Ronald Reagan speaking at the Brandenburg Gate

Before the Nazis could threaten America in our own hemisphere, the United States built an arsenal of democracy, creating more ships, planes, tanks, and munitions than any other power on earth. Eventually, America rose up, sending millions of troops across the oceans to preserve freedom.

Everywhere American troops went, they embodied in their own ranks and brought with them the principles of the Declaration, liberating peoples and restoring freedom. Yet, while Fascism died in 1945 with the collapse of the Axis powers, it was quickly replaced by a new threat, and the rest of the 20th century was defined by the United States’ mortal and moral battle against the forces of Communism.

Communism

Communism seems to preach a radical or extreme form of human equality.
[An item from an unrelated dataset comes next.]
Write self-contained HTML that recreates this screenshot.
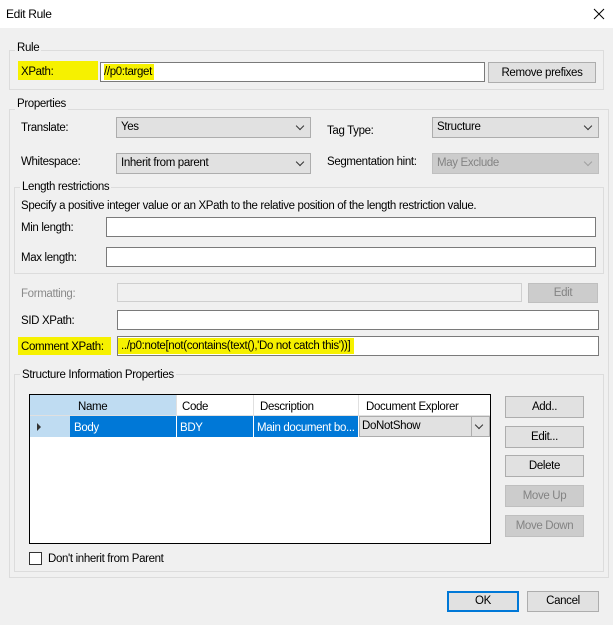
<!DOCTYPE html>
<html><head><style>
*{box-sizing:border-box;margin:0;padding:0}
body{width:613px;height:625px;background:#f0f0f0;font-family:"Liberation Sans",sans-serif;font-size:11.5px;letter-spacing:-0.35px;color:#000;position:relative;overflow:hidden}
.a{position:absolute}
.title{left:0;top:0;width:613px;height:28px;background:#fff}
.gb{position:absolute;border:1px solid #dcdcdc}
.lbl{position:absolute;background:#f0f0f0;padding:0 2px;line-height:14px}
.t{position:absolute;line-height:14px;white-space:nowrap}
.tb{position:absolute;background:#fff;border:1px solid #7a7a7a;height:20px;line-height:18px;padding-left:3px;white-space:nowrap;overflow:hidden}
.cb{position:absolute;background:#e1e1e1;border:1px solid #adadad;height:21px;line-height:19px;padding-left:4px}
.cb:after{content:"";position:absolute;right:7px;top:5px;width:5px;height:5px;border-right:1px solid #333;border-bottom:1px solid #333;transform:rotate(45deg)}
.dis{background:#cccccc;border-color:#bfbfbf;color:#838383}
.dis:after{border-color:#a0a0a0}
.btn{position:absolute;background:#e1e1e1;border:1px solid #adadad;text-align:center;line-height:20px}
.btn.d{background:#cccccc;border-color:#bfbfbf;color:#838383}
.hl{background:#f6f100}
</style></head><body>
<div class="a title"></div>
<div class="t" style="left:6px;top:7px;font-size:12px">Edit Rule</div>
<svg class="a" style="left:593px;top:8px" width="12" height="12"><path d="M1 1L11 11M11 1L1 11" stroke="#000" stroke-width="1"/></svg>

<div class="gb" style="left:9px;top:50px;width:595px;height:40px"></div>
<div class="lbl" style="left:15px;top:41px">Rule</div>
<div class="a hl" style="left:18px;top:61px;width:80px;height:19px"></div>
<div class="t" style="left:21px;top:65px">XPath:</div>
<div class="tb" style="left:100px;top:62px;width:385px"><span class="hl" style="padding:2px 2px 2px 0">//p0:target</span></div>
<div class="btn" style="left:488px;top:62px;width:108px;height:21px">Remove prefixes</div>

<div class="gb" style="left:9px;top:109px;width:600px;height:469px"></div>
<div class="lbl" style="left:15px;top:97px">Properties</div>
<div class="t" style="left:21px;top:121px">Translate:</div>
<div class="cb" style="left:116px;top:117px;width:195px">Yes</div>
<div class="t" style="left:327px;top:124px">Tag Type:</div>
<div class="cb" style="left:432px;top:117px;width:167px">Structure</div>
<div class="t" style="left:21px;top:155px">Whitespace:</div>
<div class="cb" style="left:116px;top:153px;width:195px">Inherit from parent</div>
<div class="t" style="left:327px;top:155px">Segmentation hint:</div>
<div class="cb dis" style="left:432px;top:153px;width:167px">May Exclude</div>

<div class="gb" style="left:14px;top:187px;width:590px;height:87px"></div>
<div class="lbl" style="left:20px;top:180px">Length restrictions</div>
<div class="t" style="left:21px;top:199px">Specify a positive integer value or an XPath to the relative position of the length restriction value.</div>
<div class="t" style="left:21px;top:221px">Min length:</div>
<div class="tb" style="left:106px;top:217px;width:490px"></div>
<div class="t" style="left:21px;top:251px">Max length:</div>
<div class="tb" style="left:106px;top:247px;width:490px"></div>

<div class="t" style="left:21px;top:287px;color:#8a8a8a">Formatting:</div>
<div class="tb" style="left:117px;top:283px;width:405px;height:19px;background:#f0f0f0;border-color:#cfcfcf"></div>
<div class="btn d" style="left:528px;top:283px;width:70px;height:20px;line-height:18px">Edit</div>
<div class="t" style="left:21px;top:314px">SID XPath:</div>
<div class="tb" style="left:117px;top:310px;width:482px"></div>
<div class="a hl" style="left:18px;top:337px;width:93px;height:18px"></div>
<div class="t" style="left:21px;top:340px">Comment XPath:</div>
<div class="tb" style="left:117px;top:336px;width:482px;padding-left:0"><span class="hl" style="padding:2px 4px 2px 3px">../p0:note[not(contains(text(),'Do not catch this'))]</span></div>

<div class="gb" style="left:14px;top:374px;width:590px;height:198px"></div>
<div class="lbl" style="left:20px;top:368px">Structure Information Properties</div>
<div class="a" style="left:29px;top:394px;width:462px;height:150px;background:#fff;border:1px solid #000"></div>
<div class="a" style="left:30px;top:395px;width:40px;height:42px;background:#bfdcf2"></div>
<div class="a" style="left:70px;top:395px;width:106px;height:20px;background:#bfdcf2"></div>
<div class="t" style="left:78px;top:400px">Name</div>
<div class="a" style="left:176px;top:395px;width:1px;height:20px;background:#e0e0e0"></div>
<div class="t" style="left:182px;top:400px">Code</div>
<div class="a" style="left:253px;top:395px;width:1px;height:20px;background:#e0e0e0"></div>
<div class="t" style="left:260px;top:400px">Description</div>
<div class="a" style="left:358px;top:395px;width:1px;height:20px;background:#e0e0e0"></div>
<div class="t" style="left:366px;top:400px">Document Explorer</div>
<div class="a" style="left:30px;top:415px;width:460px;height:1px;background:#e0e0e0"></div>
<svg class="a" style="left:36px;top:422px" width="6" height="10"><path d="M1 1L5 5L1 9Z" fill="#333"/></svg>
<div class="a" style="left:70px;top:416px;width:288px;height:21px;background:#0078d7"></div>
<div class="a" style="left:176px;top:416px;width:1px;height:21px;background:#fff"></div>
<div class="a" style="left:253px;top:416px;width:1px;height:21px;background:#fff"></div>
<div class="t" style="left:74px;top:421px;color:#fff">Body</div>
<div class="t" style="left:180px;top:421px;color:#fff">BDY</div>
<div class="t" style="left:257px;top:421px;color:#fff">Main document bo...</div>
<div class="cb" style="left:359px;top:416px;width:131px;height:21px;border-color:#adadad;padding-left:2px">DoNotShow</div>
<div class="a" style="left:471px;top:417px;width:1px;height:19px;background:#adadad"></div>

<div class="btn" style="left:505px;top:396px;width:79px;height:22px">Add..</div>
<div class="btn" style="left:505px;top:426px;width:79px;height:22px">Edit...</div>
<div class="btn" style="left:505px;top:455px;width:79px;height:22px">Delete</div>
<div class="btn d" style="left:505px;top:485px;width:79px;height:22px">Move Up</div>
<div class="btn d" style="left:505px;top:515px;width:79px;height:22px">Move Down</div>

<div class="a" style="left:29px;top:552px;width:13px;height:13px;background:#fff;border:1px solid #333"></div>
<div class="t" style="left:48px;top:552px">Don't inherit from Parent</div>

<div class="btn" style="left:447px;top:591px;width:72px;height:21px;border:2px solid #0078d7;line-height:17px">OK</div>
<div class="btn" style="left:527px;top:591px;width:72px;height:21px;line-height:19px">Cancel</div>
</body></html>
But at its core, wrote Karl Marx, is “the idea of the class struggle as the immediate driving force of history, and particularly the class struggle between the bourgeois and the proletariat.” In the communist mind, people are not born equal and free, they are defined entirely by their class.

Under Communism, the purpose of government is not to secure rights at all. Instead, the goal is for a “class struggle [that] necessarily leads to the dictatorship of the proletariat.” By its very nature, this class struggle would be violent. “The Communists disdain to conceal their views and aims,” Marx wrote. “They openly declare that their ends can be attained only by the forcible overthrow of all existing social conditions. Let the ruling classes tremble at a communist revolution.”

This radical rejection of human dignity spread throughout much of the world. In Russia, the bloody Bolshevik Revolution during World War I established the communist Soviet Union. Communism understands itself as a universalist movement of global conquest, and communist dictatorships eventually seized power through much of Europe and Asia, and in significant parts of Africa and South America.

Led by the Soviet Union, Communism even threatened, or aspired to threaten, our liberties here at home. What it could not achieve through force of arms, it attempted through subversion. Communism did not succeed in fomenting revolution in America. But Communism’s relentless anti-American, anti-Western, and atheistic propaganda did inspire thousands, and perhaps millions, to reject and despise the principles of our founding and our government. While America and its allies eventually won the Cold War, this legacy of anti-Americanism is by no means entirely a memory but still pervades much of academia and the intellectual and cultural spheres. The increasingly accepted economic theory of Socialism, while less violent than Communism, is inspired by the same flawed philosophy and leads down the same dangerous path of allowing the state to seize private property and redistribute wealth as the governing elite see fit.